◆ GIVEN INSTRUCTION ◆
Reproduce the listing exactly, with no pictures in your copy.
Start of GIVEN MATERIAL
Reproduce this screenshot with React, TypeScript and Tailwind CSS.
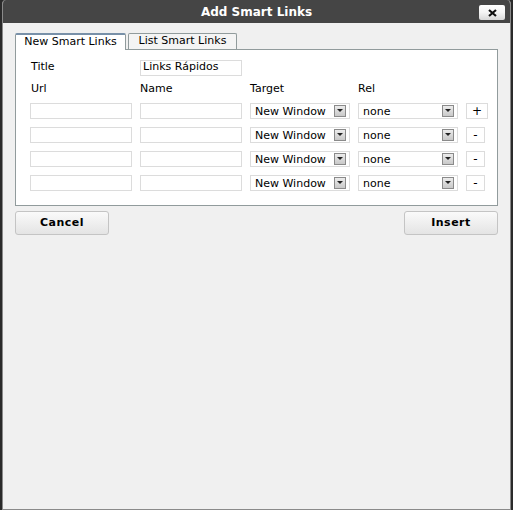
import React from "react";

const font = { fontFamily: '"DejaVu Sans", Verdana, sans-serif' };

function Select({ value, w }: { value: string; w: string }) {
  return (
    <div className={`flex items-center justify-between h-[16px] ${w} border border-[#dcdcdc] bg-white pl-[4px] pr-[3px]`}>
      <span className="text-[11px] leading-none text-black">{value}</span>
      <span className="flex items-center justify-center w-[12px] h-[12px] border border-[#8a8a8a] bg-gradient-to-b from-[#ececec] to-[#c8c8c8]">
        <svg width="6" height="4" viewBox="0 0 6 4"><path d="M0 0h6L3 3z" fill="#222" /></svg>
      </span>
    </div>
  );
}

function Row({ first }: { first: boolean }) {
  return (
    <div className="flex items-center h-[16px]">
      <div className="w-[102px] h-[16px] border border-[#dcdcdc] bg-white" />
      <div className="w-[102px] h-[16px] border border-[#dcdcdc] bg-white ml-[8px]" />
      <div className="ml-[8px]"><Select value="New Window" w="w-[100px]" /></div>
      <div className="ml-[8px]"><Select value="none" w="w-[100px]" /></div>
      <div className={`ml-[8px] h-[16px] ${first ? "w-[22px]" : "w-[19px]"} border border-[#dcdcdc] bg-white flex items-center justify-center text-[12px] leading-none text-black`}>
        {first ? "+" : "-"}
      </div>
    </div>
  );
}

export default function App() {
  return (
    <div className="w-[513px] h-[510px] bg-[#2a2a2a] px-[2px]" style={font}>
      <div className="w-[509px] h-[510px] flex flex-col bg-[#f0f0f0] border-l border-r border-b border-[#8a8a8a] rounded-t-[4px] overflow-hidden">
        <div className="h-[23px] bg-[#454545] flex items-center justify-center relative shrink-0">
          <span className="text-white text-[12px] font-bold">Add Smart Links</span>
          <div className="absolute right-[5px] top-[5px] w-[26px] h-[15px] bg-gradient-to-b from-white via-[#f4f4f4] to-[#d8d8d8] rounded-[2px] flex items-center justify-center">
            <svg width="9" height="8" viewBox="0 0 9 8"><path d="M1 1l7 6M8 1L1 7" stroke="#111" strokeWidth="2.2" /></svg>
          </div>
        </div>
        <div className="pl-[12px] pr-[12px] pt-[9px]">
          <div className="flex items-end h-[17px]">
            <div className="h-[17px] w-[111px] bg-white border border-b-0 border-[#919b9c] border-t-2 border-t-[#7890a8] rounded-t-[2px] flex items-center justify-center text-[11px] text-black relative top-[1px]">
              New Smart Links
            </div>
            <div className="ml-[2px] h-[16px] w-[109px] bg-[#f4f4f4] border border-b-0 border-[#919b9c] rounded-t-[2px] flex items-center justify-center text-[11px] text-black">
              List Smart Links
            </div>
          </div>
          <div className="h-[157px] bg-white border border-[#919b9c] pl-[14px] pt-[9px]">
            <div className="flex items-center h-[17px]">
              <span className="w-[110px] text-[11px] text-black pl-[1px]">Title</span>
              <div className="w-[102px] h-[16px] border border-[#dcdcdc] bg-white flex items-center pl-[2px] text-[11px] text-black">Links Rápidos</div>
            </div>
            <div className="flex items-center h-[13px] mt-[7px] text-[11px] text-black">
              <span className="w-[110px] pl-[1px]">Url</span>
              <span className="w-[110px]">Name</span>
              <span className="w-[108px]">Target</span>
              <span>Rel</span>
            </div>
            <div className="flex flex-col gap-[8px] mt-[7px]">
              <Row first />
              <Row first={false} />
              <Row first={false} />
              <Row first={false} />
            </div>
          </div>
          <div className="flex justify-between mt-[5px]">
            <button className="w-[94px] h-[24px] border border-[#c4c4c4] rounded-[3px] bg-gradient-to-b from-[#fafafa] to-[#e4e4e4] text-[11px] font-bold text-black tracking-[0.5px]">Cancel</button>
            <button className="w-[94px] h-[24px] border border-[#c4c4c4] rounded-[3px] bg-gradient-to-b from-[#fafafa] to-[#e4e4e4] text-[11px] font-bold text-black tracking-[0.5px]">Insert</button>
          </div>
        </div>
      </div>
    </div>
  );
}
End of GIVEN MATERIAL
◆ FULL RESPONSE ◆
Reproduce this screenshot with React, TypeScript and Tailwind CSS.
import React from "react";

const font = { fontFamily: '"DejaVu Sans", Verdana, sans-serif' };

function Select({ value, w }: { value: string; w: string }) {
  return (
    <div className={`flex items-center justify-between h-[16px] ${w} border border-[#dcdcdc] bg-white pl-[4px] pr-[3px]`}>
      <span className="text-[11px] leading-none text-black">{value}</span>
      <span className="flex items-center justify-center w-[12px] h-[12px] border border-[#8a8a8a] bg-gradient-to-b from-[#ececec] to-[#c8c8c8]">
        <svg width="6" height="4" viewBox="0 0 6 4"><path d="M0 0h6L3 3z" fill="#222" /></svg>
      </span>
    </div>
  );
}

function Row({ first }: { first: boolean }) {
  return (
    <div className="flex items-center h-[16px]">
      <div className="w-[102px] h-[16px] border border-[#dcdcdc] bg-white" />
      <div className="w-[102px] h-[16px] border border-[#dcdcdc] bg-white ml-[8px]" />
      <div className="ml-[8px]"><Select value="New Window" w="w-[100px]" /></div>
      <div className="ml-[8px]"><Select value="none" w="w-[100px]" /></div>
      <div className={`ml-[8px] h-[16px] ${first ? "w-[22px]" : "w-[19px]"} border border-[#dcdcdc] bg-white flex items-center justify-center text-[12px] leading-none text-black`}>
        {first ? "+" : "-"}
      </div>
    </div>
  );
}

export default function App() {
  return (
    <div className="w-[513px] h-[510px] bg-[#2a2a2a] px-[2px]" style={font}>
      <div className="w-[509px] h-[510px] flex flex-col bg-[#f0f0f0] border-l border-r border-b border-[#8a8a8a] rounded-t-[4px] overflow-hidden">
        <div className="h-[23px] bg-[#454545] flex items-center justify-center relative shrink-0">
          <span className="text-white text-[12px] font-bold">Add Smart Links</span>
          <div className="absolute right-[5px] top-[5px] w-[26px] h-[15px] bg-gradient-to-b from-white via-[#f4f4f4] to-[#d8d8d8] rounded-[2px] flex items-center justify-center">
            <svg width="9" height="8" viewBox="0 0 9 8"><path d="M1 1l7 6M8 1L1 7" stroke="#111" strokeWidth="2.2" /></svg>
          </div>
        </div>
        <div className="pl-[12px] pr-[12px] pt-[9px]">
          <div className="flex items-end h-[17px]">
            <div className="h-[17px] w-[111px] bg-white border border-b-0 border-[#919b9c] border-t-2 border-t-[#7890a8] rounded-t-[2px] flex items-center justify-center text-[11px] text-black relative top-[1px]">
              New Smart Links
            </div>
            <div className="ml-[2px] h-[16px] w-[109px] bg-[#f4f4f4] border border-b-0 border-[#919b9c] rounded-t-[2px] flex items-center justify-center text-[11px] text-black">
              List Smart Links
            </div>
          </div>
          <div className="h-[157px] bg-white border border-[#919b9c] pl-[14px] pt-[9px]">
            <div className="flex items-center h-[17px]">
              <span className="w-[110px] text-[11px] text-black pl-[1px]">Title</span>
              <div className="w-[102px] h-[16px] border border-[#dcdcdc] bg-white flex items-center pl-[2px] text-[11px] text-black">Links Rápidos</div>
            </div>
            <div className="flex items-center h-[13px] mt-[7px] text-[11px] text-black">
              <span className="w-[110px] pl-[1px]">Url</span>
              <span className="w-[110px]">Name</span>
              <span className="w-[108px]">Target</span>
              <span>Rel</span>
            </div>
            <div className="flex flex-col gap-[8px] mt-[7px]">
              <Row first />
              <Row first={false} />
              <Row first={false} />
              <Row first={false} />
            </div>
          </div>
          <div className="flex justify-between mt-[5px]">
            <button className="w-[94px] h-[24px] border border-[#c4c4c4] rounded-[3px] bg-gradient-to-b from-[#fafafa] to-[#e4e4e4] text-[11px] font-bold text-black tracking-[0.5px]">Cancel</button>
            <button className="w-[94px] h-[24px] border border-[#c4c4c4] rounded-[3px] bg-gradient-to-b from-[#fafafa] to-[#e4e4e4] text-[11px] font-bold text-black tracking-[0.5px]">Insert</button>
          </div>
        </div>
      </div>
    </div>
  );
}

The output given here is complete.